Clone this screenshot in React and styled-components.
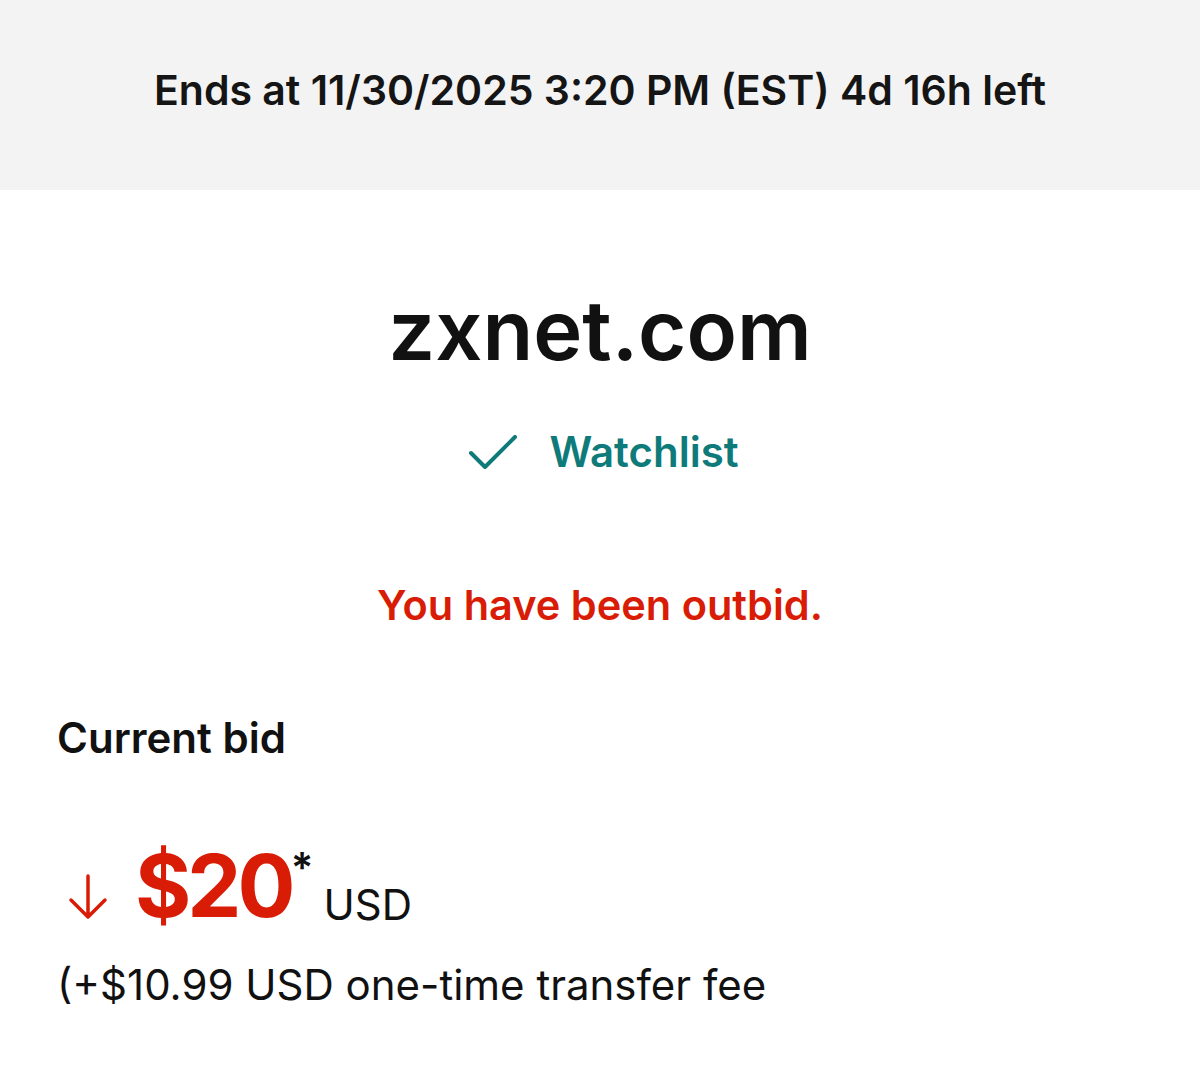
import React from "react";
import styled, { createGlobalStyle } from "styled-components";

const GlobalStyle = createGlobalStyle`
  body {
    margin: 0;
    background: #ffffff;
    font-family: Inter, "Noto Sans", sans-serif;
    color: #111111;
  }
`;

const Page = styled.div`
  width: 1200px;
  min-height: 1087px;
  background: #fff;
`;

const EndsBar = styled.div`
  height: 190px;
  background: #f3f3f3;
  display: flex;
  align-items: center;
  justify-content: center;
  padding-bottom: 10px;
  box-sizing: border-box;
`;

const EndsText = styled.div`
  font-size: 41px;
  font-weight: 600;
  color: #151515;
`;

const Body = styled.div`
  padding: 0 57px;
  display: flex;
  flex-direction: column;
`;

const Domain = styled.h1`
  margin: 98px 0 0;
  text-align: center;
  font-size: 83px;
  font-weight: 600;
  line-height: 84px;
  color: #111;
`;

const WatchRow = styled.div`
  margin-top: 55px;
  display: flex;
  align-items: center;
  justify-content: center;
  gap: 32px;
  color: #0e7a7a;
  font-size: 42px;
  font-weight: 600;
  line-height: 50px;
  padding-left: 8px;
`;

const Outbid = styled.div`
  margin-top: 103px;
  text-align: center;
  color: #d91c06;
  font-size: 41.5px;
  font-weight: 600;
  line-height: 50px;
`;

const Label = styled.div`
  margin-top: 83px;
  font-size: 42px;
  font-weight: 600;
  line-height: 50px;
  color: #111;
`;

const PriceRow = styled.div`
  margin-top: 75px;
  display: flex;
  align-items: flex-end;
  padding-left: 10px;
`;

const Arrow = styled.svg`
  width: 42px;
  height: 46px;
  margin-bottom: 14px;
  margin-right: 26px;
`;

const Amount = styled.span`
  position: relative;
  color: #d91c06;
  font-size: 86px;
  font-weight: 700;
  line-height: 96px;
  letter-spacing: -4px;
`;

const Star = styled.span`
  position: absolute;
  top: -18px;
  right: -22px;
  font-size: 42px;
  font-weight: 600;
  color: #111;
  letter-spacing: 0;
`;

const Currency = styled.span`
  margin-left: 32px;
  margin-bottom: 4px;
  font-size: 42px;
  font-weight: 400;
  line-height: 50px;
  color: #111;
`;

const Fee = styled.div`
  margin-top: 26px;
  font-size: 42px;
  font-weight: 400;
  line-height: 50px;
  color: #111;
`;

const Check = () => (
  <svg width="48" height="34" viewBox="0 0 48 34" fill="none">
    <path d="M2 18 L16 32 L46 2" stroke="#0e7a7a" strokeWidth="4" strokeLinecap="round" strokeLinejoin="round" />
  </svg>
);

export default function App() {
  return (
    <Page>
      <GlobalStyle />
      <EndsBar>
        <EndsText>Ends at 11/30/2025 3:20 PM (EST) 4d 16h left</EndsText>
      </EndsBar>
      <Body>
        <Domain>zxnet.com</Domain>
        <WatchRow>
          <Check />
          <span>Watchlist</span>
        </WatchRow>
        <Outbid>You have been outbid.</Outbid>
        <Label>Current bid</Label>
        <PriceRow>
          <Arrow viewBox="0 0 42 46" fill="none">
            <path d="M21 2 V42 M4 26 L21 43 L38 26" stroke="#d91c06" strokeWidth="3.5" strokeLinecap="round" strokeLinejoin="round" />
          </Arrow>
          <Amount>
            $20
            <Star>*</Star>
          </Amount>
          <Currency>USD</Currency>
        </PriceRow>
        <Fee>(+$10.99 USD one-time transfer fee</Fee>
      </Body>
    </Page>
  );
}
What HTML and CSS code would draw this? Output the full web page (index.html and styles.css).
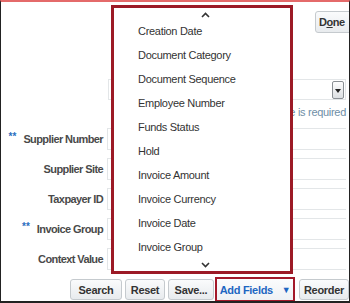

:::

Images do not belong in the copy; reproduce all other parts of the records above verbatim.

Solution>
Clone this screenshot in React and styled-components.
import React from "react";
import styled, { createGlobalStyle } from "styled-components";

const GlobalStyle = createGlobalStyle`
  body {
    margin: 0;
    background: #ffffff;
    font-family: Inter, "Noto Sans", sans-serif;
    color: #111111;
  }
`;

const Page = styled.div`
  width: 1200px;
  min-height: 1087px;
  background: #fff;
`;

const EndsBar = styled.div`
  height: 190px;
  background: #f3f3f3;
  display: flex;
  align-items: center;
  justify-content: center;
  padding-bottom: 10px;
  box-sizing: border-box;
`;

const EndsText = styled.div`
  font-size: 41px;
  font-weight: 600;
  color: #151515;
`;

const Body = styled.div`
  padding: 0 57px;
  display: flex;
  flex-direction: column;
`;

const Domain = styled.h1`
  margin: 98px 0 0;
  text-align: center;
  font-size: 83px;
  font-weight: 600;
  line-height: 84px;
  color: #111;
`;

const WatchRow = styled.div`
  margin-top: 55px;
  display: flex;
  align-items: center;
  justify-content: center;
  gap: 32px;
  color: #0e7a7a;
  font-size: 42px;
  font-weight: 600;
  line-height: 50px;
  padding-left: 8px;
`;

const Outbid = styled.div`
  margin-top: 103px;
  text-align: center;
  color: #d91c06;
  font-size: 41.5px;
  font-weight: 600;
  line-height: 50px;
`;

const Label = styled.div`
  margin-top: 83px;
  font-size: 42px;
  font-weight: 600;
  line-height: 50px;
  color: #111;
`;

const PriceRow = styled.div`
  margin-top: 75px;
  display: flex;
  align-items: flex-end;
  padding-left: 10px;
`;

const Arrow = styled.svg`
  width: 42px;
  height: 46px;
  margin-bottom: 14px;
  margin-right: 26px;
`;

const Amount = styled.span`
  position: relative;
  color: #d91c06;
  font-size: 86px;
  font-weight: 700;
  line-height: 96px;
  letter-spacing: -4px;
`;

const Star = styled.span`
  position: absolute;
  top: -18px;
  right: -22px;
  font-size: 42px;
  font-weight: 600;
  color: #111;
  letter-spacing: 0;
`;

const Currency = styled.span`
  margin-left: 32px;
  margin-bottom: 4px;
  font-size: 42px;
  font-weight: 400;
  line-height: 50px;
  color: #111;
`;

const Fee = styled.div`
  margin-top: 26px;
  font-size: 42px;
  font-weight: 400;
  line-height: 50px;
  color: #111;
`;

const Check = () => (
  <svg width="48" height="34" viewBox="0 0 48 34" fill="none">
    <path d="M2 18 L16 32 L46 2" stroke="#0e7a7a" strokeWidth="4" strokeLinecap="round" strokeLinejoin="round" />
  </svg>
);

export default function App() {
  return (
    <Page>
      <GlobalStyle />
      <EndsBar>
        <EndsText>Ends at 11/30/2025 3:20 PM (EST) 4d 16h left</EndsText>
      </EndsBar>
      <Body>
        <Domain>zxnet.com</Domain>
        <WatchRow>
          <Check />
          <span>Watchlist</span>
        </WatchRow>
        <Outbid>You have been outbid.</Outbid>
        <Label>Current bid</Label>
        <PriceRow>
          <Arrow viewBox="0 0 42 46" fill="none">
            <path d="M21 2 V42 M4 26 L21 43 L38 26" stroke="#d91c06" strokeWidth="3.5" strokeLinecap="round" strokeLinejoin="round" />
          </Arrow>
          <Amount>
            $20
            <Star>*</Star>
          </Amount>
          <Currency>USD</Currency>
        </PriceRow>
        <Fee>(+$10.99 USD one-time transfer fee</Fee>
      </Body>
    </Page>
  );
}
What HTML and CSS code would draw this? Output the full web page (index.html and styles.css).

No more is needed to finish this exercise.